After two decades in finance she is a little saddened that that is the case. “Women on Wall Street are an important constituency and I would love to see more of them,” she says. But there has not been as much improvement as she would like to see.

“There are still very few women at the senior ranks and it is still very difficult,” she says. She wonders if part of it is the perceived demands of the job.

Sara Fuber. Photograph: Ali Smith/The Guardian

The biggest lesson she learned was that more responsibility didn’t mean less freedom. “I assumed the higher-profile, more senior position I would have, the less control I would have to manage the life I wanted outside of work. Having children, family balance.

“Looking back one of the biggest things I wish someone had told me is it’s inversely correlated. The higher-profile, more responsibility roles, the more flexibility you have to structure your life the way you want. You have better people working for you, you have more authority, you are setting when the meetings are, what the agenda is. That control is really empowering.

“Nobody looks at me for going to a parent teacher conference,” she says. “I don’t think that level of autonomy exists at lower levels. Whether you are a man or a woman.”

IEX has rent Wall Street. In 2014, an argument between Katsuyama and Bill O’Brien, then president of the Bats exchange, on CNBC brought trading to a standstill as the IEX founder and Lewis argued investors were being scammed. “I believe the markets are rigged and I also think you’re part of the rigging,” Katsuyama told O’Brien. Katsuyama (and Lewis) were guilty of “falsely accusing literally thousands of people and possibly scaring millions of investors in an effort to promote a business model”, said O’Brien.

Much of the disagreement centers on the need – or not – for the new exchange’s most famous claim to fame: a 38-mile coiled cable designed as a “speed bump” to slow down the high-speed transactions that now dominate trading. The cable is designed to stop high-frequency traders (HFTs) using their algorithms to trade in and out of shares at speeds that allow them to take advantage of slower investors – often those looking to make a long-term bet on a company’s fundamental worth.
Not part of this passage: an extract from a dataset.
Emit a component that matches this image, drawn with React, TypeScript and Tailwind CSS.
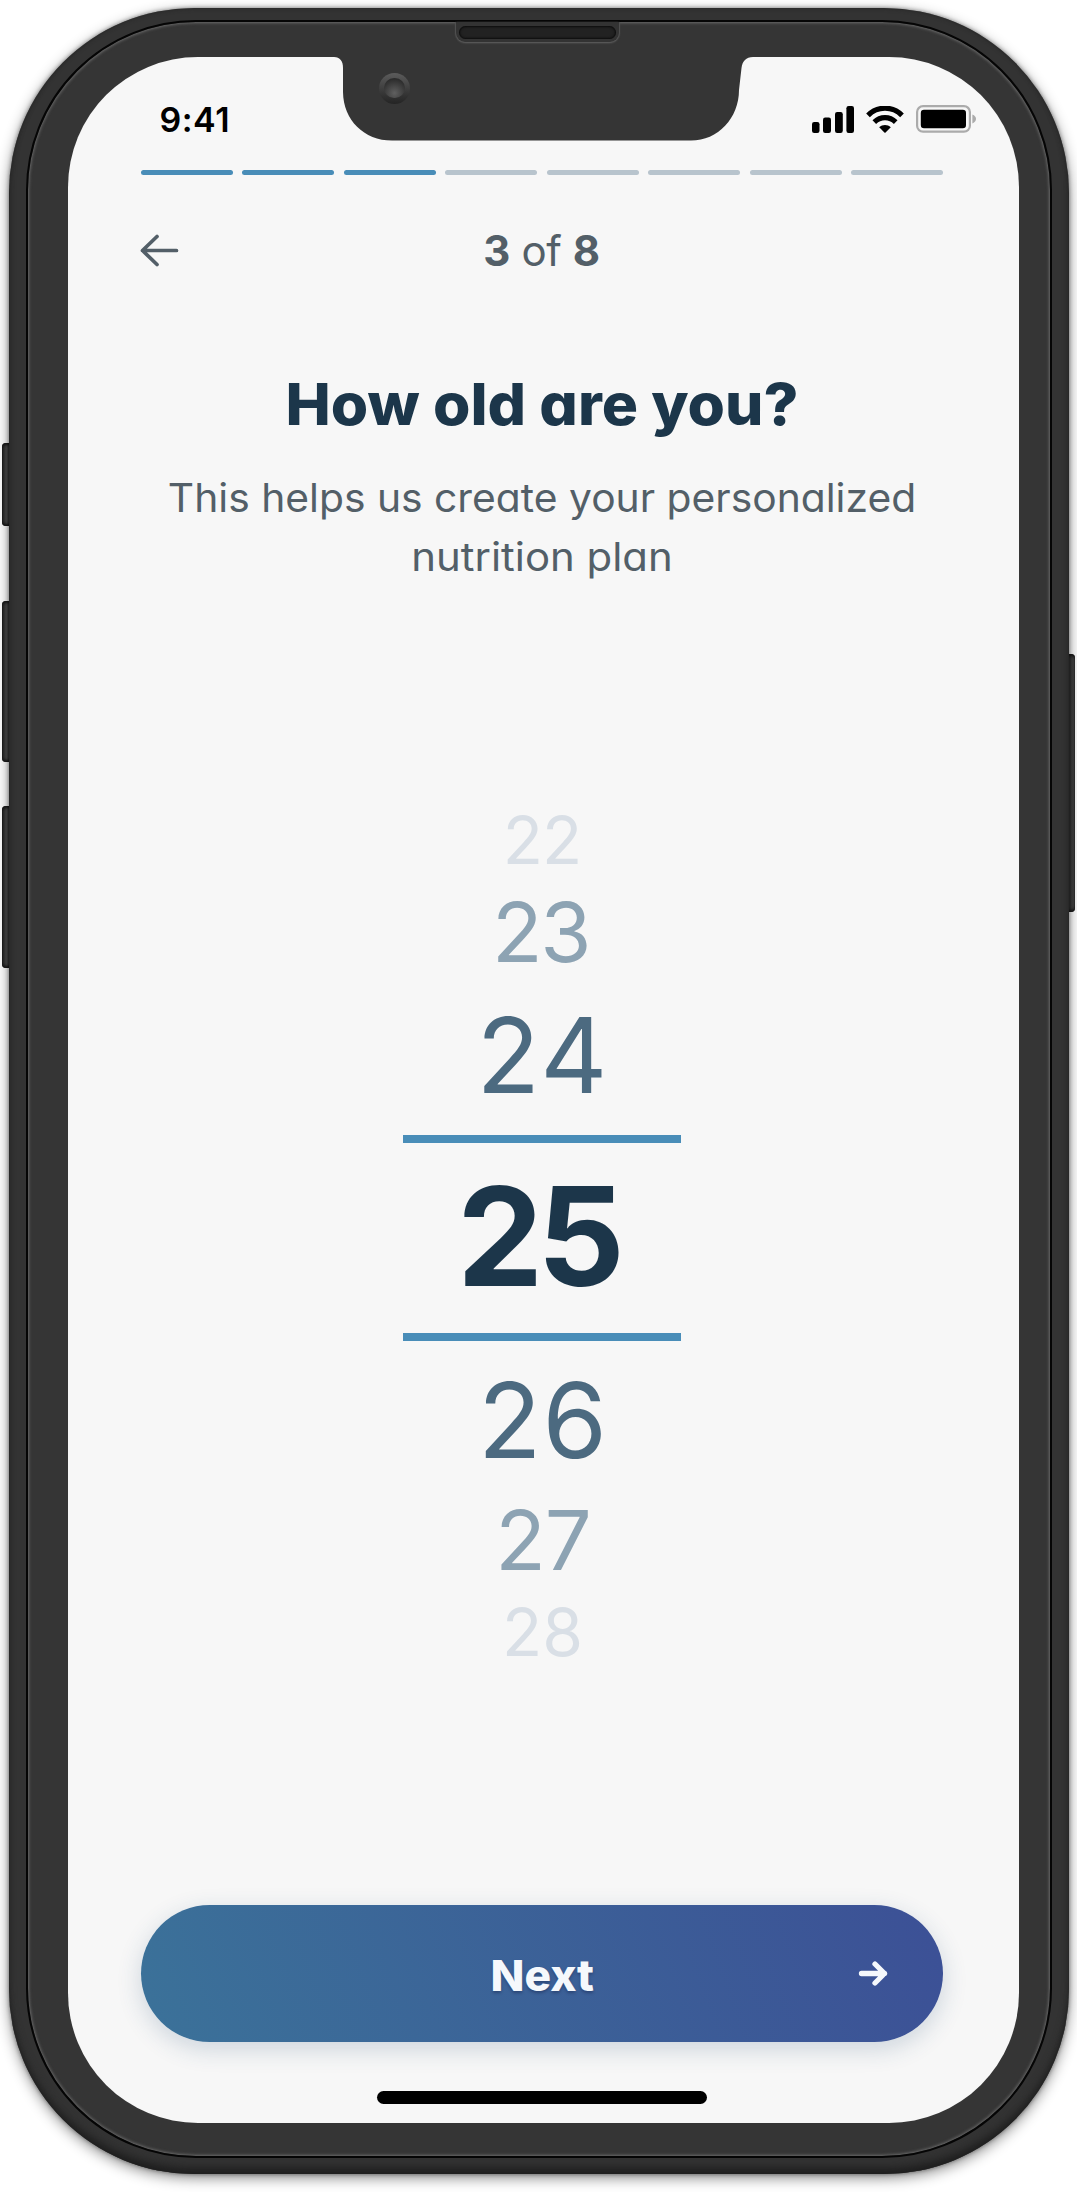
import React from 'react';

const TOTAL_STEPS = 8;
const CURRENT_STEP = 3;

const agesBefore = [
  { age: 22, style: 'h-[72px] leading-[72px] text-[66px] tracking-[-1px] text-[#d9dfe6]' },
  { age: 23, style: 'h-[112px] leading-[112px] text-[83px] tracking-[-2.500px] pr-[3px] text-[#8da3b3]' },
  { age: 24, style: 'h-[134px] leading-[134px] text-[104px] tracking-[2px] pl-[2px] text-[#4c6a80]' },
];

const agesAfter = [
  { age: 26, style: 'h-[158px] leading-[158px] text-[104px] tracking-[1px] pl-[2px] text-[#4c6a80]' },
  { age: 27, style: 'h-[83px] leading-[83px] text-[83px] tracking-[-1px] pl-[2px] text-[#8da3b3]' },
  { age: 28, style: 'h-[101px] leading-[101px] text-[66px] pl-[1px] text-[#d9dfe6]' },
];

function SignalIcon() {
  return (
    <svg width="42" height="27" viewBox="0 0 42 27" fill="#000">
      <rect x="0" y="16" width="7.5" height="11" rx="2.2" />
      <rect x="11" y="11.5" width="8" height="15.5" rx="2.2" />
      <rect x="23" y="6" width="7.8" height="21" rx="2.2" />
      <rect x="34.4" y="0" width="7.6" height="27" rx="2.2" />
    </svg>
  );
}

function WifiIcon() {
  return (
    <svg width="38" height="27" viewBox="0 0 38 27" fill="none">
      <path d="M2 9.3C11.6-.2 26.4-.2 36 9.3" stroke="#000" strokeWidth="5.2" />
      <path d="M8.3 16.1C14.4 10.2 23.6 10.2 29.7 16.1" stroke="#000" strokeWidth="5.2" />
      <path d="M13.2 21.3C16.5 18.2 21.5 18.2 24.8 21.3L19.6 26.5Q19 27 18.4 26.5Z" fill="#000" />
    </svg>
  );
}

function BatteryIcon() {
  return (
    <svg width="61" height="28" viewBox="0 0 61 28" fill="none">
      <rect x="1.1" y="1.1" width="52.8" height="25.6" rx="6" stroke="#ababab" strokeWidth="2.2" />
      <rect x="4.8" y="4.8" width="45.2" height="18.4" rx="3.2" fill="#000" />
      <path d="M56.4 9.6C61.2 11.4 61.2 16.6 56.4 18.4Z" fill="#ababab" />
    </svg>
  );
}

function StatusBar() {
  return (
    <div className="flex h-[112.5px] items-end justify-between pr-[42.5px] pl-[92px]">
      <span className="mb-[30px] h-[40px] text-[34px] leading-[40px] font-semibold tracking-[0.5px] text-black">9:41</span>
      <div className="mb-[37px] flex items-end">
        <SignalIcon />
        <div className="ml-[12px]"><WifiIcon /></div>
        <div className="ml-[12px]"><BatteryIcon /></div>
      </div>
    </div>
  );
}

function Notch() {
  return (
    <>
      <svg className="absolute top-[54px] left-[332px]" width="424" height="88" viewBox="332 54 424 88">
        <path
          d="M332 54V57H334C340 57.2 343 61 343 68V92C343.400 120 364 140.600 392 140.600H691C718 140.600 739 118 739 90L741.500 68C742.500 61 746 57 753 57H756V54Z"
          fill="#353535"
        />
      </svg>
      <div className="absolute top-[22px] left-[456px] h-[19.500px] w-[162.500px] rounded-b-[9px] bg-[#333] shadow-[0_1px_2px_#626262,1px_0_1px_#4c4c4c,-1px_0_1px_#4c4c4c]" />
      <div className="absolute top-[25.500px] left-[459px] h-[13.500px] w-[157px] rounded-[7px] bg-[#222] shadow-[inset_0_0_2px_1px_#0b0b0b]" />
      <div className="absolute top-[72.500px] left-[379px] flex size-[31px] items-center justify-center rounded-full bg-linear-to-b from-[#5c5c5c] to-[#242424]">
        <div className="size-[20.500px] rounded-full bg-[radial-gradient(circle_at_50%_75%,#606060,#2d2d2d_75%)]" />
      </div>
    </>
  );
}

function SideButtons() {
  const left = 'absolute left-[2px] w-[9px] rounded-l-[4px] bg-linear-to-r from-[#292929] via-[#4a4a4a] to-[#2c2c2c] shadow-[inset_0_2px_3px_#161616,inset_0_-2px_3px_#161616]';
  return (
    <>
      <div className={left + ' top-[443px] h-[83px]'} />
      <div className={left + ' top-[600.500px] h-[161.500px]'} />
      <div className={left + ' top-[806px] h-[162px]'} />
      <div className="absolute top-[654px] left-[1066px] h-[258px] w-[8.500px] rounded-r-[4px] bg-linear-to-r from-[#292929] via-[#383838] to-[#5a5a5a] shadow-[inset_0_2px_3px_#161616,inset_0_-2px_3px_#161616]" />
    </>
  );
}

function Progress() {
  return (
    <div className="flex gap-[9.700px]">
      {Array.from({ length: TOTAL_STEPS }, (_, i) => (
        <div key={i} className={i < CURRENT_STEP ? 'h-[5.200px] flex-1 rounded-full bg-[#498db8]' : 'h-[5.200px] flex-1 rounded-full bg-[#b8c4cd]'} />
      ))}
    </div>
  );
}

function Header() {
  return (
    <div className="relative mt-[52px] flex h-[48px] items-center justify-center">
      <button aria-label="Back" className="absolute top-[7.500px] left-[-1.500px]">
        <svg width="39" height="34" viewBox="0 0 39 34" fill="none" stroke="#535f68" strokeWidth="3.700" strokeLinecap="round" strokeLinejoin="round">
          <path d="M36.500 16.500H2.500M17 2.500L2.500 16.500L17 30.500" />
        </svg>
      </button>
      <p className="pr-[1px] text-[42px] leading-[48px] tracking-[-0.400px] text-[#535f68]">
        <b className="font-bold">3</b> of <b className="font-bold">8</b>
      </p>
    </div>
  );
}

function AgePicker() {
  return (
    <div className="mt-[218.500px] flex flex-col items-center">
      {agesBefore.map(({ age, style }) => (
        <div key={age} className={style}>{age}</div>
      ))}
      <div className="mt-[12.700px] h-[7.800px] w-[278px] bg-[#498db8]" />
      <div className="h-[186px] pr-[8px] text-[137px] leading-[186px] font-bold tracking-[-6px] text-[#1c364a]">25</div>
      <div className="mt-[4.800px] h-[8px] w-[278px] bg-[#498db8]" />
      {agesAfter.map(({ age, style }) => (
        <div key={age} className={style}>{age}</div>
      ))}
    </div>
  );
}

function NextButton() {
  return (
    <button className="relative mt-auto flex h-[137.500px] w-full shrink-0 items-center justify-center rounded-full bg-[linear-gradient(70deg,#3b7299,#3c5096)] shadow-[0_7px_24px_rgba(35,75,115,0.2)]">
      <span className="scale-x-[1.030] pt-[2px] text-[43px] leading-[48px] font-extrabold text-[#f5f8fc] [text-shadow:0_2px_3px_rgba(20,30,70,0.4)]">Next</span>
      <svg className="absolute top-[54px] right-[54.500px]" width="32" height="29" viewBox="0 0 32 29" fill="none" stroke="#f5f8fc" strokeWidth="5.300" strokeLinecap="round" strokeLinejoin="round">
        <path d="M4.500 14.500H27.500M18 5L27.500 14.500L18 24" />
      </svg>
    </button>
  );
}

export default function App() {
  return (
    <div className="relative h-[2192px] w-[1077px] overflow-hidden bg-white pt-[8px] pl-[9px] font-['Inter',sans-serif] [font-feature-settings:'cv11']">
      <SideButtons />
      <div className="relative h-[2166px] w-[1059.500px] rounded-[185px] bg-[#333] pt-[12px] pl-[16.500px] shadow-[0_4px_14px_rgba(0,0,0,0.45),0_0_4px_rgba(0,0,0,0.45),inset_0_-9px_10px_-3px_#1e1e1e,inset_0_0_4px_#242424]">
        <div className="h-[2138px] w-[1026px] rounded-[170px] border-2 border-[#050505] bg-[#353535] pt-[35px] pl-[40px] shadow-[inset_0_0_3px_1px_#6b6b6b]">
          <main className="flex h-[2065.500px] w-[951.500px] flex-col rounded-[130px] bg-[#f7f7f7]">
            <StatusBar />
            <div className="flex flex-1 flex-col pr-[76px] pl-[73.500px]">
              <Progress />
              <Header />
              <h1 className="mt-[89.400px] scale-x-[1.043] text-center text-[58px] leading-[80px] font-extrabold whitespace-nowrap text-[#1c364a]">How old are you?</h1>
              <p className="mt-[23.500px] text-center text-[39px] leading-[59px] whitespace-nowrap text-[#535f68]">
                <span className="block scale-x-[1.046]">This helps us create your personalized</span>
                <span className="block scale-x-[1.074]">nutrition plan</span>
              </p>
              <AgePicker />
              <NextButton />
              <div className="mt-[48.700px] mb-[19px] h-[12.500px] w-[330px] shrink-0 self-center rounded-full bg-black" />
            </div>
          </main>
        </div>
      </div>
      <Notch />
    </div>
  );
}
If you are IEX or its supporters this is tantamount to scalping. IEX’s critics charge it is just how efficient markets operate in the digital age. Either way, it’s all very complicated. And that’s the problem, says Furber. Financial complexity is not only too much for ordinary investors, it’s also too much for those on Wall Street.

Furber ran investor relations at Merrill Lynch during the credit crisis. “One of the things that shaped my view incredibly was that there were a lot of people at that time saying: ‘You just don’t understand the risk, it’s very complex.’ As a smart, educated person, when people create a lot of complexity and opaqueness, we have to trust our gut. If you can’t explain it, there is something fair about our sense of unease. What we are trying to do is create more transparency and simplicity because that creates better trust.”

Whoever you agree with, Wall Street does have a problem. Over the last decade the number of listed companies in the US has halved and the number of companies doing initial public offerings (IPOs) is also in freefall, down from about 300 a year in the 1990s to about 100 a year. Big companies like Albertsons, Bloomberg, Koch Industries are staying private. A new generation of tech giants, Airbnb, Pinterest, Lyft and Uber, are staying private for longer.

Part of the reluctance to join the stock markets is because the existing exchanges seem more interested in making money for traders than helping long-term investors maximise their returns or companies raise money, says Furber.

“The market structure we have today has evolved over the last 10 to 15 years and it’s being optimised for different participants than companies and investors,” she says. “It doesn’t mean everything doesn’t work for them,” she says, but there are “pain points”.

NYSE and Nasdaq sell tiers of data and higher-speed services to traders who can use that advantage to make quick returns that are unavailable to those that don’t pay up. IEX won’t do that.

“Everyone says they are great in clients service but if your business model operates in a way that doesn’t advantage them, I would question that,” she says. On top of that there are a bunch of fees and rebates that IEX will do away with that she argues create “financial incentives that aren’t aligning the broker all the time with their client”.

But taking on the incumbent powers will not be easy. Nasdaq and NYSE dominate the listings market – IEX has about a 2% market share of trading in US equities. The two exchanges have fought hard against allowing IEX to become an exchange and its speed bump, arguing it added unnecessary complexity. But the Securities and Exchange Commission gave IEX the go-ahead last June. One of NYSE’s exchanges, NYSE American, is now offering a speed bump too.

“It validates the problems that exist,” she says. The current big exchanges still drive a significant portion of their revenues from selling tiers of data and tiers of speed. “The people who can pay the most for that are still the people who can optimise those differences as competitive advantages,” she says.

“Imitation is the sincerest form of flattery,” Furber says with a smile. It can also be the most deadly.